**What the task asks**: Find the lines with the string "React" and return them.

start Given material

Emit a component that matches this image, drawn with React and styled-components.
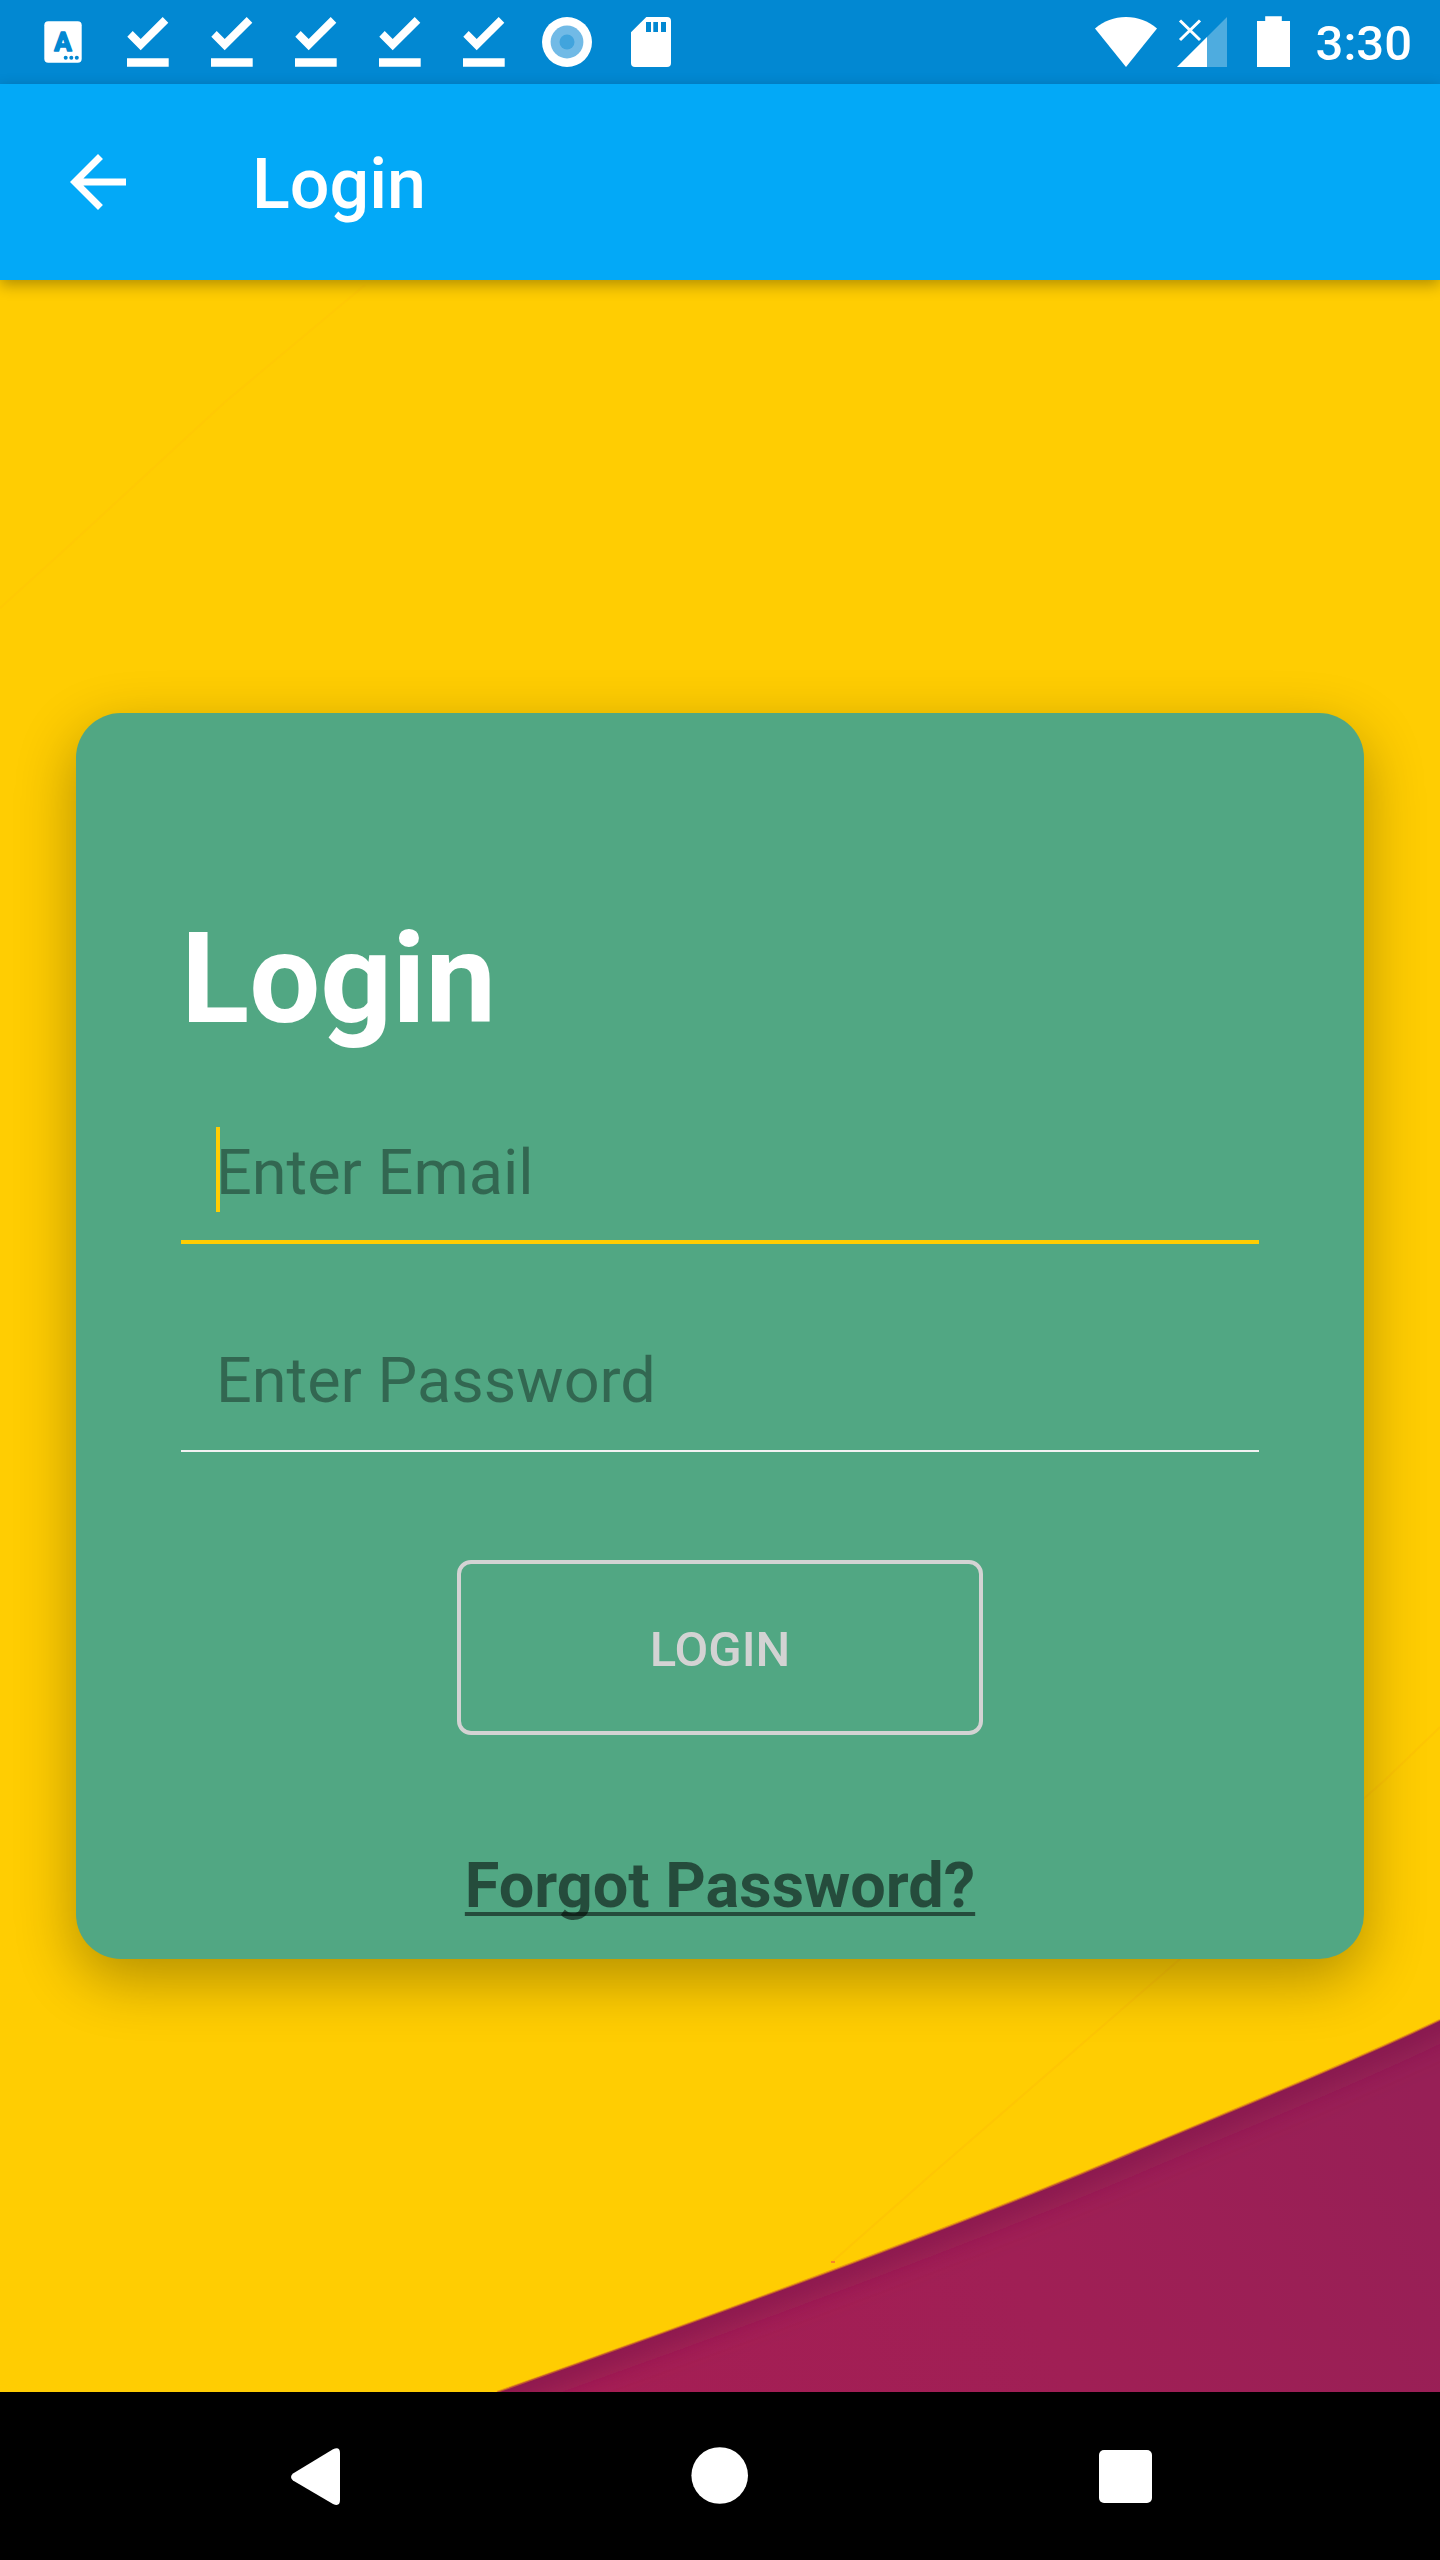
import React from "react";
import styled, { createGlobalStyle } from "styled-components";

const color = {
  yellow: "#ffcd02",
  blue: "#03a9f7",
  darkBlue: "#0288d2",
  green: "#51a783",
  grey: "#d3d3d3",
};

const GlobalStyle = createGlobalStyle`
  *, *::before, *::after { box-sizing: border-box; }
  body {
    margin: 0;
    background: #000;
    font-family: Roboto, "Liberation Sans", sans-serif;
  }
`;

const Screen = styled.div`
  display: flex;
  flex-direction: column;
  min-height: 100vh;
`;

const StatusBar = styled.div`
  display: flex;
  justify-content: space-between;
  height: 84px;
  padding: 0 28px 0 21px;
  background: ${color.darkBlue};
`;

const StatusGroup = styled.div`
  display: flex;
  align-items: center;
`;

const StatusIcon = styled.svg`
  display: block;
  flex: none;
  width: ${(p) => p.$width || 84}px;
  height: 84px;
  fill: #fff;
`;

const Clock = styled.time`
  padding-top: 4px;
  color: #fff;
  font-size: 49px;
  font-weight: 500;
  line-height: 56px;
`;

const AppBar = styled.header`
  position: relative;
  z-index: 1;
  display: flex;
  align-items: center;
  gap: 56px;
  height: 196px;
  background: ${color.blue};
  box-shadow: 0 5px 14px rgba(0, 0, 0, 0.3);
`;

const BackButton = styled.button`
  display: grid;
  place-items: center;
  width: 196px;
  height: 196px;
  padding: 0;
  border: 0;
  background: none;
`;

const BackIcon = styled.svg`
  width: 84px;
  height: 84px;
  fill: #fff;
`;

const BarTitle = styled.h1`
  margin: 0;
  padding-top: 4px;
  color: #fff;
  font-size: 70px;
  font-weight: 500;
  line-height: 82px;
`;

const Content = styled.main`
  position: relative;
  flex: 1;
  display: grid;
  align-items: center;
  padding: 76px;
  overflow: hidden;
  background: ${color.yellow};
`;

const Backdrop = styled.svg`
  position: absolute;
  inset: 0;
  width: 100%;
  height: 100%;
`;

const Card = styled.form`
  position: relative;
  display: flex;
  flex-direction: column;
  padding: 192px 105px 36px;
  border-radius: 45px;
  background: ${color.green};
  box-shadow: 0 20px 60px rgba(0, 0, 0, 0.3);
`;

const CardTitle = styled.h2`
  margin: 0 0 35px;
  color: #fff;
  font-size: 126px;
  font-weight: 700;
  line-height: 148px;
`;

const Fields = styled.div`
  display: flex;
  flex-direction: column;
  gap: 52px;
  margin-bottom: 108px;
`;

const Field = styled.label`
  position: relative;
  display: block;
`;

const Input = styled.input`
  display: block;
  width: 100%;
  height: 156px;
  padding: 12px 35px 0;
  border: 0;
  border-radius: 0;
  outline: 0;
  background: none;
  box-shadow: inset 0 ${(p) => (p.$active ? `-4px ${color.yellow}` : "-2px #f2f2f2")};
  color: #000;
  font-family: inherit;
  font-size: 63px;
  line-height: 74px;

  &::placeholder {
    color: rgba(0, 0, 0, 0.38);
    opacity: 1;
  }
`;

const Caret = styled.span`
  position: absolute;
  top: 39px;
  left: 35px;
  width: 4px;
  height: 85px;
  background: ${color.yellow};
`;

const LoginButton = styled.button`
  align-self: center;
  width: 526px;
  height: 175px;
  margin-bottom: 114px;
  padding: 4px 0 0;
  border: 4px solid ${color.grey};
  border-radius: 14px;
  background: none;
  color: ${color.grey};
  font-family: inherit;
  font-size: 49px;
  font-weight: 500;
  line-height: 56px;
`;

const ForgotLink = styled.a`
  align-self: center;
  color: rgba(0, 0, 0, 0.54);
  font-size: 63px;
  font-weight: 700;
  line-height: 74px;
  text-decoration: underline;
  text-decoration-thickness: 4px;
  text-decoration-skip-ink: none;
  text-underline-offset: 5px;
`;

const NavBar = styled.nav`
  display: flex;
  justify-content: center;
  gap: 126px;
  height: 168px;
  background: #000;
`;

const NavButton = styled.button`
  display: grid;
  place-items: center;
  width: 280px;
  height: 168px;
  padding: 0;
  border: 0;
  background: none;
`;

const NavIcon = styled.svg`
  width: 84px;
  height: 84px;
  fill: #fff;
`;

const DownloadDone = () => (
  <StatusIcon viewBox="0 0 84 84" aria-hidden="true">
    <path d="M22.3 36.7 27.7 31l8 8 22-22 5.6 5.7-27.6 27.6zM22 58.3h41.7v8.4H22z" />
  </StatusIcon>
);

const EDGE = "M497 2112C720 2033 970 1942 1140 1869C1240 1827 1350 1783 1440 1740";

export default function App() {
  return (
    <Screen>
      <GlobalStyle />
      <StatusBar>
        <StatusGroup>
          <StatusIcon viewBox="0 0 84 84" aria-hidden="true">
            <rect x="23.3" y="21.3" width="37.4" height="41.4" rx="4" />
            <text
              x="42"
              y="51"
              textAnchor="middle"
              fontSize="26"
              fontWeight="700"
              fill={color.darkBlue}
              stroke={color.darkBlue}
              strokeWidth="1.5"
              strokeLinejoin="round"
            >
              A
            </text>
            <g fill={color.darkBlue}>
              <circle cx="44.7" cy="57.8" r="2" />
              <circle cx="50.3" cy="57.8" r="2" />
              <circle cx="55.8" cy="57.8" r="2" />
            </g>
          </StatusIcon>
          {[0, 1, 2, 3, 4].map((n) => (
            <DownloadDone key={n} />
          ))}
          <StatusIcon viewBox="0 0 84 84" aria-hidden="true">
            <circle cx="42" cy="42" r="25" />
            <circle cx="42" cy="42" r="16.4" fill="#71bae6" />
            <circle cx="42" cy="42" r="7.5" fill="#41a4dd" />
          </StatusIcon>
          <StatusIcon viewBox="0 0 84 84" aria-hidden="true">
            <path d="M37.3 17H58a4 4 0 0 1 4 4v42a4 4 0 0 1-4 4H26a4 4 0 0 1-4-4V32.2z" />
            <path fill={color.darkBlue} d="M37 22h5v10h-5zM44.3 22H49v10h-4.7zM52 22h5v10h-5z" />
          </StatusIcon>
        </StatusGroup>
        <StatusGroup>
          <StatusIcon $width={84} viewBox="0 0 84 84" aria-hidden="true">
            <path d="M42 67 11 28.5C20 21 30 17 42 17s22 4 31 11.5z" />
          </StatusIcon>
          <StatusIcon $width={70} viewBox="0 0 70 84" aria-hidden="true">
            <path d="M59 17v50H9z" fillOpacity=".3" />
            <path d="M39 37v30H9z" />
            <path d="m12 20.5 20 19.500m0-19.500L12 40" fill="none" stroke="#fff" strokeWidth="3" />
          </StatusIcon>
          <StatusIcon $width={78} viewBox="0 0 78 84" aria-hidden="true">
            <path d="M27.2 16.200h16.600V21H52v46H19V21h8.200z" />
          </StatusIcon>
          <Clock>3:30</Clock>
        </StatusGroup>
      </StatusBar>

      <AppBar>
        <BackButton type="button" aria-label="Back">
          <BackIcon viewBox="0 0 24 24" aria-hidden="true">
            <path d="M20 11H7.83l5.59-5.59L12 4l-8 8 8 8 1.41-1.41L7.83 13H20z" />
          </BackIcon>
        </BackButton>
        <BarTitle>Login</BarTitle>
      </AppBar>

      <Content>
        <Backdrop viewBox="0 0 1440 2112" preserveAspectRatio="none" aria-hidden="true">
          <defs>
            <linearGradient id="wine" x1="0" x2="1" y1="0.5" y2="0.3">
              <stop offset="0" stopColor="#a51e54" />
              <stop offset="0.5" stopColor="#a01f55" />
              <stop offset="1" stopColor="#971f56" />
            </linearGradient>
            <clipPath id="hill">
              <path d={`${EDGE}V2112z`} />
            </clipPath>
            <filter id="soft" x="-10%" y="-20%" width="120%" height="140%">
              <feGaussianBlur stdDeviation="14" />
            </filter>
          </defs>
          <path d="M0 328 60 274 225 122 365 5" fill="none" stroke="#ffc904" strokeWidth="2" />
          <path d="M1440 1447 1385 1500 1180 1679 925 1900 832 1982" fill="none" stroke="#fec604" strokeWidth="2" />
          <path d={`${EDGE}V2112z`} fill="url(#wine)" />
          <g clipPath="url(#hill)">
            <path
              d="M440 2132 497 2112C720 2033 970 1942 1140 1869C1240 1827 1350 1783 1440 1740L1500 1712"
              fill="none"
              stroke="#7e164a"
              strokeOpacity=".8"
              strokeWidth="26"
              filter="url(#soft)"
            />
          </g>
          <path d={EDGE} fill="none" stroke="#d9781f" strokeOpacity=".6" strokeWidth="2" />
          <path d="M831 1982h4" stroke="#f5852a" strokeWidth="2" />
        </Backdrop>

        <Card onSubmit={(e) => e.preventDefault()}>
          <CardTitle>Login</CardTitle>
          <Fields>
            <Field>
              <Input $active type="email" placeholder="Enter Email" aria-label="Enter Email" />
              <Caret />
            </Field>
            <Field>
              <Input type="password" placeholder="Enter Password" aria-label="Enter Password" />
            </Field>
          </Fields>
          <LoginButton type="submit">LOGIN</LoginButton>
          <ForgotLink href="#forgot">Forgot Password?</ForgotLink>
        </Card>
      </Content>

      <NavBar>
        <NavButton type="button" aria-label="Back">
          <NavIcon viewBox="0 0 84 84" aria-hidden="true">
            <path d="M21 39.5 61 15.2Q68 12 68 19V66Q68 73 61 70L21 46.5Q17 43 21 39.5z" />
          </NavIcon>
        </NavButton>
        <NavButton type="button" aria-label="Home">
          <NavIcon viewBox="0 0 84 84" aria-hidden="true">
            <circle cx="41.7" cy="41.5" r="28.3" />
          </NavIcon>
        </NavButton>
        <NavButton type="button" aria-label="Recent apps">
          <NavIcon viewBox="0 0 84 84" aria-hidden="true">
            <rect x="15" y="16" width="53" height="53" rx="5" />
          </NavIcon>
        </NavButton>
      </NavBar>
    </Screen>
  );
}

end Given material

**The completed task**:
Emit a component that matches this image, drawn with React and styled-components.
import React from "react";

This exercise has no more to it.